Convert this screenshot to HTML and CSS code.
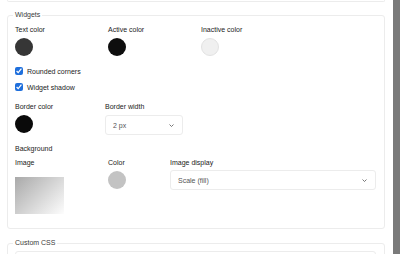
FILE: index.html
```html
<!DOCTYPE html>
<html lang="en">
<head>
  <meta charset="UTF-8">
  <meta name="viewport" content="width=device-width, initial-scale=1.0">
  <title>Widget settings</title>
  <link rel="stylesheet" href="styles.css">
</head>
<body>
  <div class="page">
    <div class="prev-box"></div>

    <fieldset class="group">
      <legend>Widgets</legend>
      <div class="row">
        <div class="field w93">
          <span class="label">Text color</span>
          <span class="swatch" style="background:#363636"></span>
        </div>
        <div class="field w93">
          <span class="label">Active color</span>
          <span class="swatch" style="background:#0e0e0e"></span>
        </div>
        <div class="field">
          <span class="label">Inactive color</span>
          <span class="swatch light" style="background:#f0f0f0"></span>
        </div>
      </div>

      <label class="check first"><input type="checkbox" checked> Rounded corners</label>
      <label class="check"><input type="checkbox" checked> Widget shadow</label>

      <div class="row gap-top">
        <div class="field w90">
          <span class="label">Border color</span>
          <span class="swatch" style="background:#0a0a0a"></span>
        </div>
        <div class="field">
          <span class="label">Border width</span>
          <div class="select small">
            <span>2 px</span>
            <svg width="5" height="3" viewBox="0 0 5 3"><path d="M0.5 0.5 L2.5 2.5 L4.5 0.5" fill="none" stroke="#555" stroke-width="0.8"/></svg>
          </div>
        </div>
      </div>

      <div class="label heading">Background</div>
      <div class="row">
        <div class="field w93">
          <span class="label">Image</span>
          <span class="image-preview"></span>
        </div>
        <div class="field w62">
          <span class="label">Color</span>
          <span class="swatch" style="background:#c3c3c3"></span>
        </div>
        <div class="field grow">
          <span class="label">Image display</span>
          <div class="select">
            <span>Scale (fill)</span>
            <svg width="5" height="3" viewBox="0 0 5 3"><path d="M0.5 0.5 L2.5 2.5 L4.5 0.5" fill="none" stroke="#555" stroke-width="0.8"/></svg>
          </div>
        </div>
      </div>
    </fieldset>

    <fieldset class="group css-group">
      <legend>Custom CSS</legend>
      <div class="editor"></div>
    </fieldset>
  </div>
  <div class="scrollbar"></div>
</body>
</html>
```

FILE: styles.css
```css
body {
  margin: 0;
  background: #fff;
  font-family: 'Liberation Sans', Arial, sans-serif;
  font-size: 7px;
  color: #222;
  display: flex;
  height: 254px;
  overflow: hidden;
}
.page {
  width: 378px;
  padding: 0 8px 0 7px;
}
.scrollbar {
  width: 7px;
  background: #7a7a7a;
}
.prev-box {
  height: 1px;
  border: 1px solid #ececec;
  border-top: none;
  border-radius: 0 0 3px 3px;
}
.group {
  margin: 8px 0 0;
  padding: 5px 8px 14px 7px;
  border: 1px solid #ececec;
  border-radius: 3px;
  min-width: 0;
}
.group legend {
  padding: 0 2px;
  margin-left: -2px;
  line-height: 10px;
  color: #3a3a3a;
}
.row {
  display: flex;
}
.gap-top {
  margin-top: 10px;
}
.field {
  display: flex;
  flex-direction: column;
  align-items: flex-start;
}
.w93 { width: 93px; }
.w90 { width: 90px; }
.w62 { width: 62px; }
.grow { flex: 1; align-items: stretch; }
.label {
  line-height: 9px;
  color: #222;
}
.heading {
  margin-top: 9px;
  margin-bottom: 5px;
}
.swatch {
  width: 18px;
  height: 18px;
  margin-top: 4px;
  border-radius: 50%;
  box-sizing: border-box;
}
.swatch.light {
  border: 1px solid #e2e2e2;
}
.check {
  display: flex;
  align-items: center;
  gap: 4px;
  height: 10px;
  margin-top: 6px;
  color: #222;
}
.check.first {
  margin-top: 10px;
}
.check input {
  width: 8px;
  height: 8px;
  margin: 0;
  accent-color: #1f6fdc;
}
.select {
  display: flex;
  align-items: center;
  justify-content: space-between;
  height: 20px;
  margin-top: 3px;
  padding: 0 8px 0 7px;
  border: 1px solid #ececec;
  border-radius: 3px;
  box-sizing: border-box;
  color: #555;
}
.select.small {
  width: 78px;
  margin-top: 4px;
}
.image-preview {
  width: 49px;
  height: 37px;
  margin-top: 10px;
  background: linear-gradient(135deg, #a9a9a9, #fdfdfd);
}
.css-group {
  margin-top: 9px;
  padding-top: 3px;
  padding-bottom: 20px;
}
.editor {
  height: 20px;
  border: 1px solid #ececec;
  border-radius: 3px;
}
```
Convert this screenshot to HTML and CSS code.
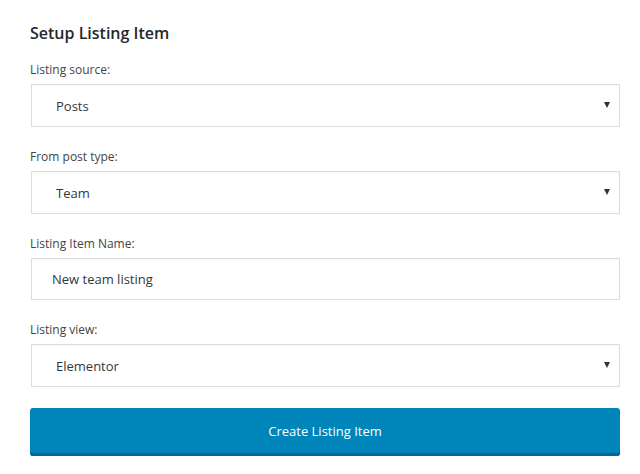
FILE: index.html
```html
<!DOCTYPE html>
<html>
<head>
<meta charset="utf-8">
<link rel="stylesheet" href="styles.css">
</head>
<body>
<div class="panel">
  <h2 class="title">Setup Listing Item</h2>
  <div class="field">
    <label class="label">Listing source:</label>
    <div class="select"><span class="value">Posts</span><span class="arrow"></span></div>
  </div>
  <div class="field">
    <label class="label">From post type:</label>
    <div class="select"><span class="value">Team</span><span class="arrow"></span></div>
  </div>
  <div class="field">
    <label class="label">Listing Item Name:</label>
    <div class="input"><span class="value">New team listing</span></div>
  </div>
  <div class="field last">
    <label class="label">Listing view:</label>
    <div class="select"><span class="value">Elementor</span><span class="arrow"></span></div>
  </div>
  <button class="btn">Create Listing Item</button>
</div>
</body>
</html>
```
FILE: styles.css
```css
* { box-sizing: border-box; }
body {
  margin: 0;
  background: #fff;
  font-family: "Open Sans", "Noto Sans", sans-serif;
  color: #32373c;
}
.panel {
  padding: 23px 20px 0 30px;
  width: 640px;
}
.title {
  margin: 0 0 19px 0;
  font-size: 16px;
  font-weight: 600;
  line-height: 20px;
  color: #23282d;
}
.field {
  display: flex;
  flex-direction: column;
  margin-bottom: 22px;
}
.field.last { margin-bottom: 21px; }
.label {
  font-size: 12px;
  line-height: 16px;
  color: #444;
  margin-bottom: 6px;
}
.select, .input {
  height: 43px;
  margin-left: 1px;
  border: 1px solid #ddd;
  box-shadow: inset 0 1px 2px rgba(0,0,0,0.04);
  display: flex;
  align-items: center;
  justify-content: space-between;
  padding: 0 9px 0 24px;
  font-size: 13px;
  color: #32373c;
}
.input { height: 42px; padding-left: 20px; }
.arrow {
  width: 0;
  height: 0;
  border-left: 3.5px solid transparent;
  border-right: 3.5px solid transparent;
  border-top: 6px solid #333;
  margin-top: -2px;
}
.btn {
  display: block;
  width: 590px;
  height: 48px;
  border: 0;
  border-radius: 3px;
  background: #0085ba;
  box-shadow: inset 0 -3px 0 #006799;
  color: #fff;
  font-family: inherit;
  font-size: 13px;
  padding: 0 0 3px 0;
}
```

- **Problem to work on**
The listing above needs to be output again exactly. Don't include the pictures.

- **Exercise result**
Convert this screenshot to HTML and CSS code.
FILE: index.html
```html
<!DOCTYPE html>
<html lang="en">
<head>
  <meta charset="UTF-8">
  <meta name="viewport" content="width=device-width, initial-scale=1.0">
  <title>Widget settings</title>
  <link rel="stylesheet" href="styles.css">
</head>
<body>
  <div class="page">
    <div class="prev-box"></div>

    <fieldset class="group">
      <legend>Widgets</legend>
      <div class="row">
        <div class="field w93">
          <span class="label">Text color</span>
          <span class="swatch" style="background:#363636"></span>
        </div>
        <div class="field w93">
          <span class="label">Active color</span>
          <span class="swatch" style="background:#0e0e0e"></span>
        </div>
        <div class="field">
          <span class="label">Inactive color</span>
          <span class="swatch light" style="background:#f0f0f0"></span>
        </div>
      </div>

      <label class="check first"><input type="checkbox" checked> Rounded corners</label>
      <label class="check"><input type="checkbox" checked> Widget shadow</label>

      <div class="row gap-top">
        <div class="field w90">
          <span class="label">Border color</span>
          <span class="swatch" style="background:#0a0a0a"></span>
        </div>
        <div class="field">
          <span class="label">Border width</span>
          <div class="select small">
            <span>2 px</span>
            <svg width="5" height="3" viewBox="0 0 5 3"><path d="M0.5 0.5 L2.5 2.5 L4.5 0.5" fill="none" stroke="#555" stroke-width="0.8"/></svg>
          </div>
        </div>
      </div>

      <div class="label heading">Background</div>
      <div class="row">
        <div class="field w93">
          <span class="label">Image</span>
          <span class="image-preview"></span>
        </div>
        <div class="field w62">
          <span class="label">Color</span>
          <span class="swatch" style="background:#c3c3c3"></span>
        </div>
        <div class="field grow">
          <span class="label">Image display</span>
          <div class="select">
            <span>Scale (fill)</span>
            <svg width="5" height="3" viewBox="0 0 5 3"><path d="M0.5 0.5 L2.5 2.5 L4.5 0.5" fill="none" stroke="#555" stroke-width="0.8"/></svg>
          </div>
        </div>
      </div>
    </fieldset>

    <fieldset class="group css-group">
      <legend>Custom CSS</legend>
      <div class="editor"></div>
    </fieldset>
  </div>
  <div class="scrollbar"></div>
</body>
</html>
```

FILE: styles.css
```css
body {
  margin: 0;
  background: #fff;
  font-family: 'Liberation Sans', Arial, sans-serif;
  font-size: 7px;
  color: #222;
  display: flex;
  height: 254px;
  overflow: hidden;
}
.page {
  width: 378px;
  padding: 0 8px 0 7px;
}
.scrollbar {
  width: 7px;
  background: #7a7a7a;
}
.prev-box {
  height: 1px;
  border: 1px solid #ececec;
  border-top: none;
  border-radius: 0 0 3px 3px;
}
.group {
  margin: 8px 0 0;
  padding: 5px 8px 14px 7px;
  border: 1px solid #ececec;
  border-radius: 3px;
  min-width: 0;
}
.group legend {
  padding: 0 2px;
  margin-left: -2px;
  line-height: 10px;
  color: #3a3a3a;
}
.row {
  display: flex;
}
.gap-top {
  margin-top: 10px;
}
.field {
  display: flex;
  flex-direction: column;
  align-items: flex-start;
}
.w93 { width: 93px; }
.w90 { width: 90px; }
.w62 { width: 62px; }
.grow { flex: 1; align-items: stretch; }
.label {
  line-height: 9px;
  color: #222;
}
.heading {
  margin-top: 9px;
  margin-bottom: 5px;
}
.swatch {
  width: 18px;
  height: 18px;
  margin-top: 4px;
  border-radius: 50%;
  box-sizing: border-box;
}
.swatch.light {
  border: 1px solid #e2e2e2;
}
.check {
  display: flex;
  align-items: center;
  gap: 4px;
  height: 10px;
  margin-top: 6px;
  color: #222;
}
.check.first {
  margin-top: 10px;
}
.check input {
  width: 8px;
  height: 8px;
  margin: 0;
  accent-color: #1f6fdc;
}
.select {
  display: flex;
  align-items: center;
  justify-content: space-between;
  height: 20px;
  margin-top: 3px;
  padding: 0 8px 0 7px;
  border: 1px solid #ececec;
  border-radius: 3px;
  box-sizing: border-box;
  color: #555;
}
.select.small {
  width: 78px;
  margin-top: 4px;
}
.image-preview {
  width: 49px;
  height: 37px;
  margin-top: 10px;
  background: linear-gradient(135deg, #a9a9a9, #fdfdfd);
}
.css-group {
  margin-top: 9px;
  padding-top: 3px;
  padding-bottom: 20px;
}
.editor {
  height: 20px;
  border: 1px solid #ececec;
  border-radius: 3px;
}
```
Convert this screenshot to HTML and CSS code.
FILE: index.html
```html
<!DOCTYPE html>
<html>
<head>
<meta charset="utf-8">
<link rel="stylesheet" href="styles.css">
</head>
<body>
<div class="panel">
  <h2 class="title">Setup Listing Item</h2>
  <div class="field">
    <label class="label">Listing source:</label>
    <div class="select"><span class="value">Posts</span><span class="arrow"></span></div>
  </div>
  <div class="field">
    <label class="label">From post type:</label>
    <div class="select"><span class="value">Team</span><span class="arrow"></span></div>
  </div>
  <div class="field">
    <label class="label">Listing Item Name:</label>
    <div class="input"><span class="value">New team listing</span></div>
  </div>
  <div class="field last">
    <label class="label">Listing view:</label>
    <div class="select"><span class="value">Elementor</span><span class="arrow"></span></div>
  </div>
  <button class="btn">Create Listing Item</button>
</div>
</body>
</html>
```
FILE: styles.css
```css
* { box-sizing: border-box; }
body {
  margin: 0;
  background: #fff;
  font-family: "Open Sans", "Noto Sans", sans-serif;
  color: #32373c;
}
.panel {
  padding: 23px 20px 0 30px;
  width: 640px;
}
.title {
  margin: 0 0 19px 0;
  font-size: 16px;
  font-weight: 600;
  line-height: 20px;
  color: #23282d;
}
.field {
  display: flex;
  flex-direction: column;
  margin-bottom: 22px;
}
.field.last { margin-bottom: 21px; }
.label {
  font-size: 12px;
  line-height: 16px;
  color: #444;
  margin-bottom: 6px;
}
.select, .input {
  height: 43px;
  margin-left: 1px;
  border: 1px solid #ddd;
  box-shadow: inset 0 1px 2px rgba(0,0,0,0.04);
  display: flex;
  align-items: center;
  justify-content: space-between;
  padding: 0 9px 0 24px;
  font-size: 13px;
  color: #32373c;
}
.input { height: 42px; padding-left: 20px; }
.arrow {
  width: 0;
  height: 0;
  border-left: 3.5px solid transparent;
  border-right: 3.5px solid transparent;
  border-top: 6px solid #333;
  margin-top: -2px;
}
.btn {
  display: block;
  width: 590px;
  height: 48px;
  border: 0;
  border-radius: 3px;
  background: #0085ba;
  box-shadow: inset 0 -3px 0 #006799;
  color: #fff;
  font-family: inherit;
  font-size: 13px;
  padding: 0 0 3px 0;
}
```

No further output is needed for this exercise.